In this section, we are given a glimpse into the interior life of Juror 9, who agrees with Juror 3 that the old man could not have possibly heard clearly, and even provides a likely psychological portrait of the old man, who wants to have his voice heard in the trial. He believes that the old man is likely to have lied because he has felt insignificant for his whole life and wants to have a way of feeling like his voice is heard. The camera zooms in on 9, who is himself an older gentleman, as he explains the mental state of the aging—the fear of irrelevance. His words ring true because they seem heartfelt, and seem to narrate his own experience of his quest for relevance.

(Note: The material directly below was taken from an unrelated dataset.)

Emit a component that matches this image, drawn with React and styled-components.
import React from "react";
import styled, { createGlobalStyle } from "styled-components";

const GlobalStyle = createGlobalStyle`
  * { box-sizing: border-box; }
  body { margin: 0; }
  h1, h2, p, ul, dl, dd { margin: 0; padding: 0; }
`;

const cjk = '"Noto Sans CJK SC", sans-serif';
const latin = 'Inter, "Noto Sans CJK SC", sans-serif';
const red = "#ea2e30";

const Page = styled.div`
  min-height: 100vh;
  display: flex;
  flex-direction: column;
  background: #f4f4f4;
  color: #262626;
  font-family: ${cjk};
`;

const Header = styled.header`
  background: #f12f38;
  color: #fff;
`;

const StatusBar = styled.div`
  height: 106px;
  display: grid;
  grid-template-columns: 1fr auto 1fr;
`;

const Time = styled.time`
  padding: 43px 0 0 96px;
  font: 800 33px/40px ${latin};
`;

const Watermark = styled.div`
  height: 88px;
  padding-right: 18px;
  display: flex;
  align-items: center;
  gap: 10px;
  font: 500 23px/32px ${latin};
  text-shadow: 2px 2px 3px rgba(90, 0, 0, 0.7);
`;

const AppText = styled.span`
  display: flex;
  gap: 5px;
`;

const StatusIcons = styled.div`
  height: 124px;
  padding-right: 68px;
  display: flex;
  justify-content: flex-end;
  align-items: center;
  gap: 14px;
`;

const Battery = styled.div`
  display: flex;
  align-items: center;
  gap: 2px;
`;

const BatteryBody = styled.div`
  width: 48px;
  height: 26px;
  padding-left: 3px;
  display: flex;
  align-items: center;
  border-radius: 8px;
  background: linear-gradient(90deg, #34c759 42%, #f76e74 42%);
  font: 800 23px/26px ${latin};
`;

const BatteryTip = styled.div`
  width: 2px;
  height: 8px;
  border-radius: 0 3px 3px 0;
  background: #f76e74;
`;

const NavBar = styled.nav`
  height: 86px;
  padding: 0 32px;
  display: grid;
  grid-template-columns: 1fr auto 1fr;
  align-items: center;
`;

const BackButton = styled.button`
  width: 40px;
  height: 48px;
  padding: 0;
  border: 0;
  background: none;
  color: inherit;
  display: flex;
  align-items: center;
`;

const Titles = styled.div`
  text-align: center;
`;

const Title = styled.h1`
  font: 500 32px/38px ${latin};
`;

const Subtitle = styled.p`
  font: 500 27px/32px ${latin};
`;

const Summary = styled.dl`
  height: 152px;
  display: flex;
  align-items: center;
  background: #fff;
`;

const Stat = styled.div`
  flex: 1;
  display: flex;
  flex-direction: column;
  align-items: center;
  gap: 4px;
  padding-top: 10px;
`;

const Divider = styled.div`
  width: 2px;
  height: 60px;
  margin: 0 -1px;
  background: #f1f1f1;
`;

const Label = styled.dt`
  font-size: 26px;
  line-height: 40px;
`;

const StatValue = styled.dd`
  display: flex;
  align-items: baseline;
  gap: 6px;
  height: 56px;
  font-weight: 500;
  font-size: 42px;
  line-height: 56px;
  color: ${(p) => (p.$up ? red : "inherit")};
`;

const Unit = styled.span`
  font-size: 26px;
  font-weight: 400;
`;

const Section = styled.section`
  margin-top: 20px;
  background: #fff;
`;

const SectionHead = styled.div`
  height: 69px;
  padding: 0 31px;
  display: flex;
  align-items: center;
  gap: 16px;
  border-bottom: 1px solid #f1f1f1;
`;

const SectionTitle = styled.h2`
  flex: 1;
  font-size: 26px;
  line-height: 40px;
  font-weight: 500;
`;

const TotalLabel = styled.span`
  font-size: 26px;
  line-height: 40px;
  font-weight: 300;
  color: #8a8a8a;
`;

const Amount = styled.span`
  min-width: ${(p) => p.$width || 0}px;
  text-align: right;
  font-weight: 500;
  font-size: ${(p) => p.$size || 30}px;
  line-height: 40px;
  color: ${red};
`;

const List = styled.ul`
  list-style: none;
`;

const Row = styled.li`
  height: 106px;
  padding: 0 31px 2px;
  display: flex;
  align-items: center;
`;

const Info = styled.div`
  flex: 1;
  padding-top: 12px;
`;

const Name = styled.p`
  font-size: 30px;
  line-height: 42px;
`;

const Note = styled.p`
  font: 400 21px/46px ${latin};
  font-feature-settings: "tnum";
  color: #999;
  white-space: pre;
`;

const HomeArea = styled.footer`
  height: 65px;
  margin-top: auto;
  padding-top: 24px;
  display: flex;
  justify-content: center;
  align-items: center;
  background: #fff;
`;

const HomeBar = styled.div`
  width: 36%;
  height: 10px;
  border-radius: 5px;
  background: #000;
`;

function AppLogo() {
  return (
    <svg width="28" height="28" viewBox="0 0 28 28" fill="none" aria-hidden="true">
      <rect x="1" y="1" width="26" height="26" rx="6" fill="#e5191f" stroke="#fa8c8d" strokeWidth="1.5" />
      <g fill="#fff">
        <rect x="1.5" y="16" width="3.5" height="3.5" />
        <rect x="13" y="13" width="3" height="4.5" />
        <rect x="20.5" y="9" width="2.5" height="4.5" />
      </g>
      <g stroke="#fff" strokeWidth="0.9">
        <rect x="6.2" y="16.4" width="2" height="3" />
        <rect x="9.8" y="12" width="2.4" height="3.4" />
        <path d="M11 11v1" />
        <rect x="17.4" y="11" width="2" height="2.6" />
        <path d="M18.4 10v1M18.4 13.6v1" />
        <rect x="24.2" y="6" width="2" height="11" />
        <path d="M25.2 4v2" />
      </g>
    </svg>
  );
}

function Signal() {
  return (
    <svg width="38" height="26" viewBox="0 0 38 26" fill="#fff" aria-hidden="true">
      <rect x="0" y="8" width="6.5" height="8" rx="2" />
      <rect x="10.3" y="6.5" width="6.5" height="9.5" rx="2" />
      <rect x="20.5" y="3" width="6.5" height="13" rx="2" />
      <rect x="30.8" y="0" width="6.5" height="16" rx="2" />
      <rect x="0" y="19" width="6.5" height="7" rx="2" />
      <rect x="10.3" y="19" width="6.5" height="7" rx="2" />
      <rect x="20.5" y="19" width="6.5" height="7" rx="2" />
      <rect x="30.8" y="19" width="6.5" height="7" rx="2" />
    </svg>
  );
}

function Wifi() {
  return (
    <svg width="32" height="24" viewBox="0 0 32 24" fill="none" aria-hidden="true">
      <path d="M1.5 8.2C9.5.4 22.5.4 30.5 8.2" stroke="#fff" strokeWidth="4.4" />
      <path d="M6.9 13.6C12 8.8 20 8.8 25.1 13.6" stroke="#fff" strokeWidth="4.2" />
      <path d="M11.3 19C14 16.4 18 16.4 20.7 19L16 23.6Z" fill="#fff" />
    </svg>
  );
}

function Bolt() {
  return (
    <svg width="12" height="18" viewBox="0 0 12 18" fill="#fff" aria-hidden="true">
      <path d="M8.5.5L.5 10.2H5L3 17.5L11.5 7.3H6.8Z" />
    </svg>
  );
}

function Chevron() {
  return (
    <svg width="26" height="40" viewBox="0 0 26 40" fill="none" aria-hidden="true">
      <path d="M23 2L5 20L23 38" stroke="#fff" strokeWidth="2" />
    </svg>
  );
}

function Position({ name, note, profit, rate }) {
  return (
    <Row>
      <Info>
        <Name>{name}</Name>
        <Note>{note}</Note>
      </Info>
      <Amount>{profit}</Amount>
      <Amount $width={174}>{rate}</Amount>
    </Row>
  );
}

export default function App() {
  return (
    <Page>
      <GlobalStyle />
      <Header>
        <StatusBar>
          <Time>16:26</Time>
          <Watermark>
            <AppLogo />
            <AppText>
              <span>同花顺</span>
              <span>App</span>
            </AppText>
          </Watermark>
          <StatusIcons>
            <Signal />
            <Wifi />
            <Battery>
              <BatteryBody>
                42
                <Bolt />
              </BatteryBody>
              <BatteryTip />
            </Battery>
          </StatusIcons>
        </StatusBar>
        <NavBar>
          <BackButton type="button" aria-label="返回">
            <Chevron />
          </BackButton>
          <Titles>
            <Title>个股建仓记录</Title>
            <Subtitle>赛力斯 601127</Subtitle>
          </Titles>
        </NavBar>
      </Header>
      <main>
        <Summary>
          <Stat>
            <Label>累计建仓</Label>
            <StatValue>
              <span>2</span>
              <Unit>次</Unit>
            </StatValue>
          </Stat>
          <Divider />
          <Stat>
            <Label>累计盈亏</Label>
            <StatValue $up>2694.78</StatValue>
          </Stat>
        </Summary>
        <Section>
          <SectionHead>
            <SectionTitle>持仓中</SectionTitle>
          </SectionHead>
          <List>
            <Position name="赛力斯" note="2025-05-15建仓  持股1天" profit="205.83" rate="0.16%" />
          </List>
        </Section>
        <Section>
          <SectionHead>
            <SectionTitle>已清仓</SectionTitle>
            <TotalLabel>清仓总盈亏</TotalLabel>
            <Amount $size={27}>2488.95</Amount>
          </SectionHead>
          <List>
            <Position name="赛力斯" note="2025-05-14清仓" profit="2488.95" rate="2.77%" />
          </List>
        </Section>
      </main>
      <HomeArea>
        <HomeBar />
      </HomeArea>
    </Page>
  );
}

Every time the men talk about the case again, another detail comes to light that complicates their perceptions. In this way, they begin to see that the case is not nearly so straightforward as it had seemed. Slowly, 8 begins to get his fellow to jurors to look more closely at these details, which sows the seeds of doubt. They begin to question their own conclusions about what exactly happened, and think about the case more thoroughly, rather than simply taking the facts for granted and letting their initial prejudices get in the way.

The viewer is pulled in many different directions throughout the film. At many points, it seems as though 8 is just trying to belabor the deliberation process, as his fellow jurors suggest. He brings up details seemingly out of nowhere, does not have a strong argument for why the boy did not do it. 8 is bolstered only by his conviction that there is enough ambiguity in the case that they cannot be sure that the boy committed the murder. He follows his smallest suspicions and questions as a way of ensuring that they are giving the boy his due.